Ms. Warren, a senior from Nashville, said she knew how big Avery
Fisher Hall was because she played in a jazz ensemble there while she
was in high school. But she said she was confident that the group's
energy could carry it.
"We just did a gig at a prison, and it was huge," she said. "We were
on a basketball court, and there were people seated on the far edges,
on bleachers, a distance away. We couldn't see all their faces. But I
felt like we reached out to them, and they reached back."
"We're hoping that is what it will be like on Sunday," Ms. Warren
added. "We're hoping people will be cheering in the back rows."

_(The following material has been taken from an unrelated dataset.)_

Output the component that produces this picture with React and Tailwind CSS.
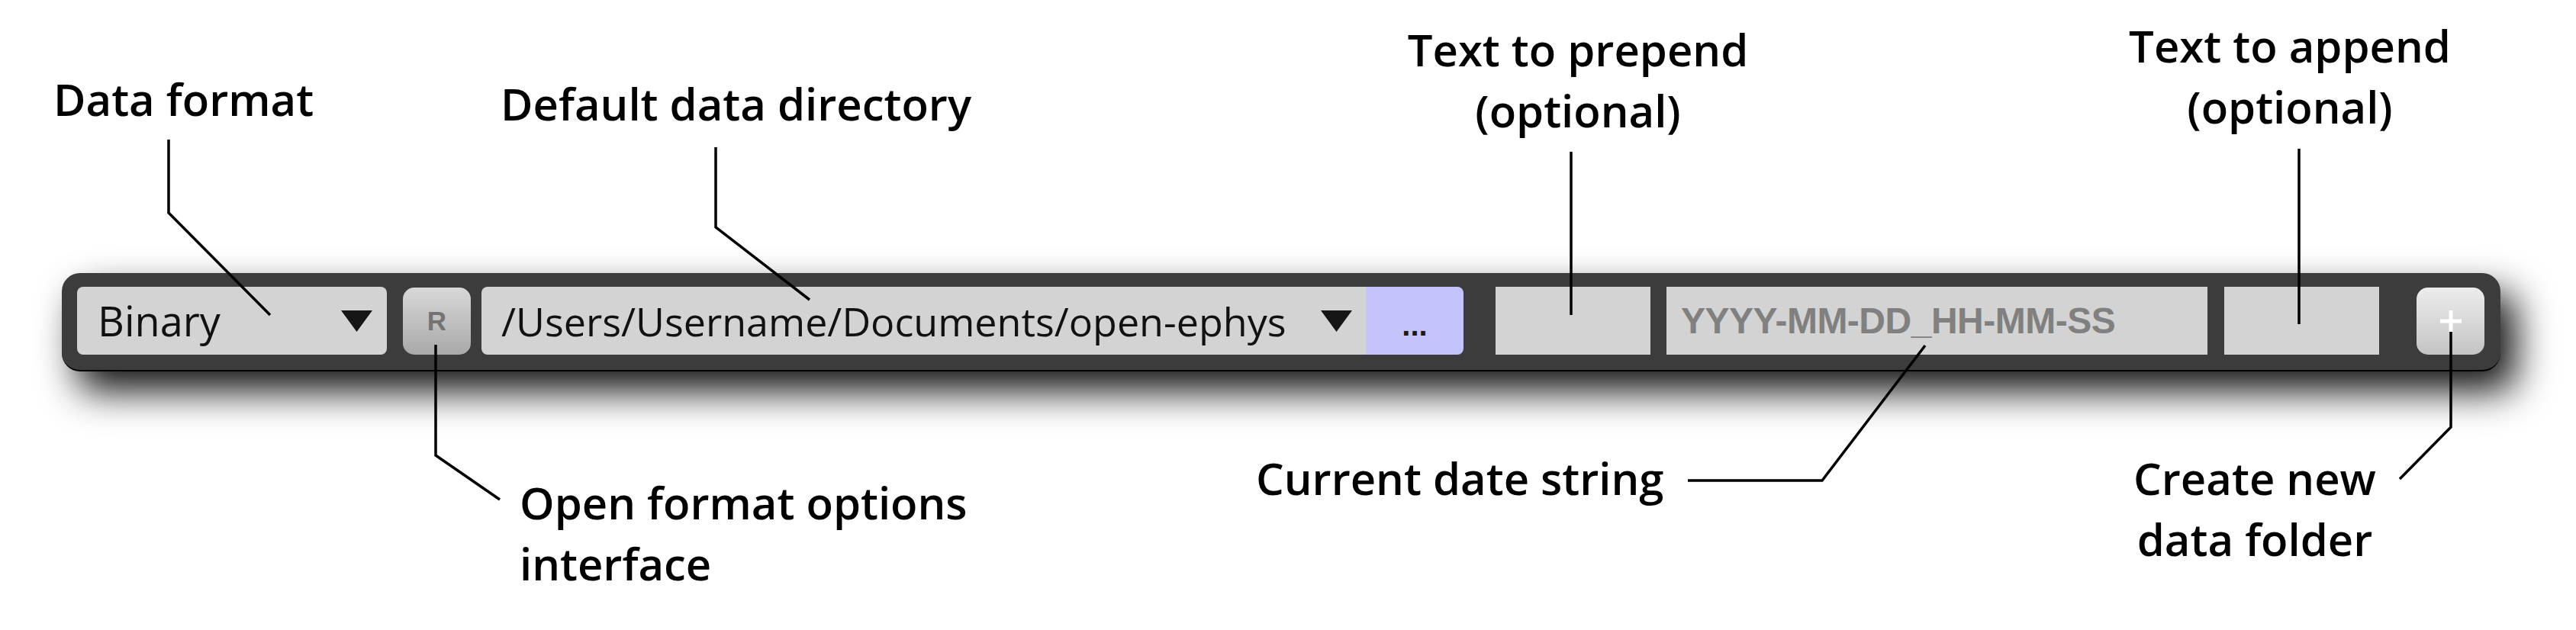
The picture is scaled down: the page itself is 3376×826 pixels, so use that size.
import React from 'react'

const Caret = () => (
  <svg width="41" height="28" viewBox="0 0 41 28" className="shrink-0">
    <polygon points="0,0 41,0 20.5,28" fill="#161616" />
  </svg>
)

const labels = [
  { lines: ['Data format'], className: 'left-[70px] top-[90px]' },
  { lines: ['Default data directory'], className: 'left-[656px] top-[96px]' },
  { lines: ['Text to prepend', '(optional)'], className: 'left-[1768px] top-[25px] w-[600px] text-center' },
  { lines: ['Text to append', '(optional)'], className: 'left-[2701px] top-[20px] w-[600px] text-center' },
  { lines: ['Open format options', 'interface'], className: 'left-[681px] top-[619px]' },
  { lines: ['Current date string'], className: 'left-[1646px] top-[587px]' },
  { lines: ['Create new', 'data folder'], className: 'left-[2655px] top-[587px] w-[600px] text-center' },
]

const leaders = [
  '221,183 221,279 354,413',
  '938,193 938,298 1061,393',
  '2059,199 2059,413',
  '3013,195 3013,425',
  '571,452 571,597 655,655',
  '2523,453 2388,630 2212,630',
  '3212,435 3212,560 3145,628',
]

export default function App() {
  return (
    <div className="relative w-[3376px] h-[826px] overflow-hidden bg-white font-['Open_Sans',sans-serif]">
      <div className="pl-[81px] pt-[358px]">
        {/* Record control bar */}
        <div className="flex items-start w-[3196px] h-[129px] pl-[20px] pr-[21px] pt-[18px] rounded-[24px] bg-[#3c3c3c] border-b-2 border-black shadow-[20px_26px_50px_rgba(0,0,0,0.92)]">
          <div className="flex items-center justify-between w-[406px] h-[89px] pl-[27px] pr-[19px] rounded-[8px] bg-[#d3d3d3] text-[54px] text-[#111]">
            <span>Binary</span>
            <Caret />
          </div>

          <div className="flex items-center justify-center w-[89px] h-[88px] ml-[21px] mt-px rounded-[15px] bg-linear-to-b from-[#d8d8d8] to-[#a9a9a9] font-['Liberation_Sans',sans-serif] font-bold text-[35px] text-[#747474]">
            R
          </div>

          <div className="flex items-center justify-between w-[1159px] h-[89px] ml-[14px] pl-[26px] pr-[18px] rounded-l-[8px] bg-[#d3d3d3] text-[52px] text-[#111]">
            <span>/Users/Username/Documents/open-ephys</span>
            <Caret />
          </div>
          <div className="flex items-center justify-center w-[128px] h-[89px] pt-[10px] rounded-r-[8px] bg-[#c4c4fa] font-['Liberation_Sans',sans-serif] font-bold text-[40px] text-[#1a1a1a]">
            ...
          </div>

          <div className="w-[203px] h-[89px] ml-[42px] bg-[#d3d3d3]" />

          <div className="flex items-center w-[709px] h-[89px] ml-[21px] pl-[19px] bg-[#d3d3d3] font-['Liberation_Sans',sans-serif] font-bold text-[48px] tracking-[-0.5px] text-[#808080]">
            YYYY-MM-DD_HH-MM-SS
          </div>

          <div className="w-[203px] h-[89px] ml-[22px] bg-[#d3d3d3]" />

          <div className="flex items-center justify-center w-[89px] h-[88px] ml-[49px] mt-px rounded-[15px] bg-linear-to-b from-[#ececec] to-[#c4c4c4]">
            <svg width="28" height="28" viewBox="0 0 28 28">
              <rect x="0" y="11.5" width="28" height="5" fill="#fff" />
              <rect x="11.5" y="0" width="5" height="28" fill="#fff" />
            </svg>
          </div>
        </div>
      </div>

      {/* annotation leaders */}
      <svg className="absolute inset-0 pointer-events-none" width="3376" height="826" viewBox="0 0 3376 826">
        {leaders.map((pts) => (
          <polyline key={pts} points={pts} fill="none" stroke="#000" strokeWidth="3.5" strokeLinejoin="miter" />
        ))}
      </svg>

      {labels.map((l) => (
        <div key={l.lines[0]} className={`absolute text-[58px] leading-[80px] font-semibold text-black whitespace-nowrap ${l.className}`}>
          {l.lines.map((t) => (
            <div key={t}>{t}</div>
          ))}
        </div>
      ))}
    </div>
  )
}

Okay, this is the Ronnie I. who hosted the NYC Sweeps for years, right? Any
comments on his comments? :-)
Generally, a great article, and great exposure for collegiate a cappella in
particular and a cappella in general. Woo-hoo!
Amy Fogerson
Sixth Wave - award-winning A Cappella Jazz/Pop/Rock -- http://www.6thwave.com
Southern California CASA Ambassador -- http://welcome.to/SoCalCASA
to reply, remove "quitspam" from my address
Well, Ronnie I. doesn't really reflect my feelings about a cappella,
but from a journalism standpoint, it does provide a balanced view of
the subject. If the article was entitled "College A Cappella Groups
Preserve That Old-Time Sound" it would be nice to have a perspective
noting most groups are doing contemporary stuff these days. So, I
thought it was a good and responsible of them to include a comment
from an old geezer's perspective. Just kidding.